> **What the task asks**:
Read the listing and extract each line that includes the word "full".

— Start Stored data —

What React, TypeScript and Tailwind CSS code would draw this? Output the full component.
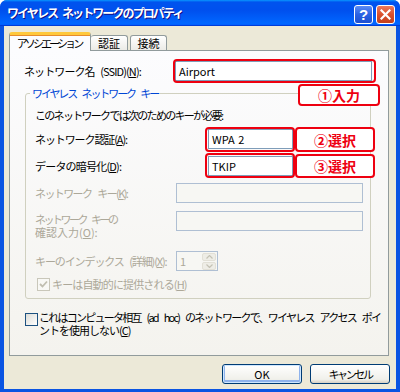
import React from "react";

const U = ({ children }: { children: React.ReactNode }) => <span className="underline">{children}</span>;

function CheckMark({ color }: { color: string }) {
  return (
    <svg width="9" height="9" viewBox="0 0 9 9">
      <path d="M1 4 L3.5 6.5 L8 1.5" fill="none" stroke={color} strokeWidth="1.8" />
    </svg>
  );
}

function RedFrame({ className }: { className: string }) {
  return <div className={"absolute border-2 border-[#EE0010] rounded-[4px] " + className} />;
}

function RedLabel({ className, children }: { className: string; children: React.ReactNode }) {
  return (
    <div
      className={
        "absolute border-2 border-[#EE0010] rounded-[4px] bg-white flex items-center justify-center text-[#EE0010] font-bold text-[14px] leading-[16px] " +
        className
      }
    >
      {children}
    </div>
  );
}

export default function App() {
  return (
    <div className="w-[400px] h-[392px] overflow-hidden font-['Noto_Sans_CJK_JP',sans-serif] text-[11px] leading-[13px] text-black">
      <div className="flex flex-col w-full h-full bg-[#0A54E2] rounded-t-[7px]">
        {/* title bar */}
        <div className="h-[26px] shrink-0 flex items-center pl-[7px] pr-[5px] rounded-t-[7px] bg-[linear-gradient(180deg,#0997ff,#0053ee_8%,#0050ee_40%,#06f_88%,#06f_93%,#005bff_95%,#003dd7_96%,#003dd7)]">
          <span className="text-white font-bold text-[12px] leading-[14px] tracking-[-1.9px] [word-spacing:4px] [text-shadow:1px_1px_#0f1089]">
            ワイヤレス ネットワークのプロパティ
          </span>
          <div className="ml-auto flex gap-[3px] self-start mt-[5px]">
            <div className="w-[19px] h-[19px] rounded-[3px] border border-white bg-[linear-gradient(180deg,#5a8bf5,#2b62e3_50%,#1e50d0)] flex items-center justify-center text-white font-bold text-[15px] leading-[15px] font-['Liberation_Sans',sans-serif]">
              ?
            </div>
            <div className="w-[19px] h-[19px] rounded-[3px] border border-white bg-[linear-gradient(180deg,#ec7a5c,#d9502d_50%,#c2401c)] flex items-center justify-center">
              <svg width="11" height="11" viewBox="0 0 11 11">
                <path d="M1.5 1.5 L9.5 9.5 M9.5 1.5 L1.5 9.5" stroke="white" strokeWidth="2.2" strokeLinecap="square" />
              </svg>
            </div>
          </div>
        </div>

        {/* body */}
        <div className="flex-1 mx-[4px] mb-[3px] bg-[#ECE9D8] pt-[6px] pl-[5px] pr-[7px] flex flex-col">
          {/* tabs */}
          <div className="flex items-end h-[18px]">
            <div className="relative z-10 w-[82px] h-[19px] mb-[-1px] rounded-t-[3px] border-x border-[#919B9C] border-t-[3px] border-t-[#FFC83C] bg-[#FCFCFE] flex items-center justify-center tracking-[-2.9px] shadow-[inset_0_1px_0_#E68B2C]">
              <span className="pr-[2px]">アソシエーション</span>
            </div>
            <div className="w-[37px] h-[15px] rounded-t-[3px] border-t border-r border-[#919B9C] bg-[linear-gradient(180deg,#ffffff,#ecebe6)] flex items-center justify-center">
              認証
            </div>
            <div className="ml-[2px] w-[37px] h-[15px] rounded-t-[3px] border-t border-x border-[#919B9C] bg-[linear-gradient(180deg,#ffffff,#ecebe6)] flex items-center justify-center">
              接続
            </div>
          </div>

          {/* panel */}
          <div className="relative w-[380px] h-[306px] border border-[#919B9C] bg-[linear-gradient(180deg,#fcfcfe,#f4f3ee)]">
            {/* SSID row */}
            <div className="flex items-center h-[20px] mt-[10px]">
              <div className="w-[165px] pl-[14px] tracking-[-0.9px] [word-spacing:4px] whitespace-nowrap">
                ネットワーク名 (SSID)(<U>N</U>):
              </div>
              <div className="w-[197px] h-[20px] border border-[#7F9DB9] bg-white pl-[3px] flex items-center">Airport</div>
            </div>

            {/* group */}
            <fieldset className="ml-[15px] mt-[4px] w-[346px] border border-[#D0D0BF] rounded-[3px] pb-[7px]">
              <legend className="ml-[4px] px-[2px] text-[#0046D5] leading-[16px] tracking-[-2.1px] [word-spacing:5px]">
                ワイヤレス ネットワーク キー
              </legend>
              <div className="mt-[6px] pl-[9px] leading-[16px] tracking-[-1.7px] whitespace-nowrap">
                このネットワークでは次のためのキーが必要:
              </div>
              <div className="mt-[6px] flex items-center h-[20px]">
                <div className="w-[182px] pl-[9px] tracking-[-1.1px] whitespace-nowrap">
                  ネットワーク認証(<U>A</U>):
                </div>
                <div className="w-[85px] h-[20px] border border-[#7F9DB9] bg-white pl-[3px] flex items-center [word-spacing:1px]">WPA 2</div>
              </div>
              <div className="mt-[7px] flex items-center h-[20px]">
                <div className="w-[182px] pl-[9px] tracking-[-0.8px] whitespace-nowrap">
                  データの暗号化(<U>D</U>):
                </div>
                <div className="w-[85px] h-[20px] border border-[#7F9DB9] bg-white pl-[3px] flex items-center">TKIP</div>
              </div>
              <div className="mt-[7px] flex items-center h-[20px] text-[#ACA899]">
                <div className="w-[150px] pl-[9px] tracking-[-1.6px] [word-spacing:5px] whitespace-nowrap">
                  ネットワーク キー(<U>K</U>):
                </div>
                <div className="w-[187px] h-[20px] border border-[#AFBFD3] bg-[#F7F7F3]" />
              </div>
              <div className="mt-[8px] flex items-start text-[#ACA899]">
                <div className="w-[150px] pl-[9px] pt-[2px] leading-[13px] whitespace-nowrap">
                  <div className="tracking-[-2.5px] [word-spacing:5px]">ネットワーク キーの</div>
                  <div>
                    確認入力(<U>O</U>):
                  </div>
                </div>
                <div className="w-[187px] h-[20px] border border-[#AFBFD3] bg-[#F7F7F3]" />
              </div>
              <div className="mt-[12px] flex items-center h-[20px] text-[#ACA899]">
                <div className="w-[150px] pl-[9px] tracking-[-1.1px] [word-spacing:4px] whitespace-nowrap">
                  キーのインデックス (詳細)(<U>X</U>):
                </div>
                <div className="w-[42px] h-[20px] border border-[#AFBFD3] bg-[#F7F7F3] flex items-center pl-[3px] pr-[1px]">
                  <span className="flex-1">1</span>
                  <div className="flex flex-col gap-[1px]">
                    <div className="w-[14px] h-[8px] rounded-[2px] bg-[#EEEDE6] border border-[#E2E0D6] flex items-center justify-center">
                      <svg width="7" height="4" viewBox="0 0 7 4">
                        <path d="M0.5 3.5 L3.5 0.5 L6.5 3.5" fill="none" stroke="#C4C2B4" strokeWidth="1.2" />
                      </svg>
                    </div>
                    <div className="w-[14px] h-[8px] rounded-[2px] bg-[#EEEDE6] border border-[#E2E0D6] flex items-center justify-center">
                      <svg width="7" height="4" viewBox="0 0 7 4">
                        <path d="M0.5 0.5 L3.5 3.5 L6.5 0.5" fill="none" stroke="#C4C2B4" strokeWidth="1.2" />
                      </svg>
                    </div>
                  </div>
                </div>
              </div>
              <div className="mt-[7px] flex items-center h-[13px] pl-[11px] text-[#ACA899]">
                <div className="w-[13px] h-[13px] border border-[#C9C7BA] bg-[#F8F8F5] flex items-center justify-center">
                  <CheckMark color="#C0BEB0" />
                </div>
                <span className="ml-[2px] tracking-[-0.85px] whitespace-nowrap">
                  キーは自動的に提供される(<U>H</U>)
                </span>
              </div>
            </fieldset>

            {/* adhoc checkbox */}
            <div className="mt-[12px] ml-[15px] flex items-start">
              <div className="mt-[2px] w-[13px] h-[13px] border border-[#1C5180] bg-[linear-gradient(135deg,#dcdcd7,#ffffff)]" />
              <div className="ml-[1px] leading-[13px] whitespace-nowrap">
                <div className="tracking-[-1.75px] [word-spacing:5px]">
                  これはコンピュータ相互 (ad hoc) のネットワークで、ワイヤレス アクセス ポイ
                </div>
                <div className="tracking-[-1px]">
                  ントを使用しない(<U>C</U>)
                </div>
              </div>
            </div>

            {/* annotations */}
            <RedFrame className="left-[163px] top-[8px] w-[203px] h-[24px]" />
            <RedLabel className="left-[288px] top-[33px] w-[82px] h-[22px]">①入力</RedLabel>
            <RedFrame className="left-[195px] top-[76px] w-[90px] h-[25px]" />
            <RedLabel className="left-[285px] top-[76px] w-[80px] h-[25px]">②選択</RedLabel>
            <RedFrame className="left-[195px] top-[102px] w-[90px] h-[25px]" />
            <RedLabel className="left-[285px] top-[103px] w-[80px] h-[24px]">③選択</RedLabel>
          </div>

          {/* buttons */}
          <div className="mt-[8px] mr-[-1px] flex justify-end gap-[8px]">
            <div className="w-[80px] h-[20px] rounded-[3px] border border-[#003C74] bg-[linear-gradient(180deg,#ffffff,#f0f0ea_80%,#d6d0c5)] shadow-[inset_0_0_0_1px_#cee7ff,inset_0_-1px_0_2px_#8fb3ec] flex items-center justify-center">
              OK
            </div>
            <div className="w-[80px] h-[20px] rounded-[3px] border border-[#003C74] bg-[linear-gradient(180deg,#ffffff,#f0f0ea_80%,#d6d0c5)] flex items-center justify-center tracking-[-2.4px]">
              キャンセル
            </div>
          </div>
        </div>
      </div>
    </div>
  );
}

— End Stored data —

> **Complete output**:
What React, TypeScript and Tailwind CSS code would draw this? Output the full component.
      <div className="flex flex-col w-full h-full bg-[#0A54E2] rounded-t-[7px]">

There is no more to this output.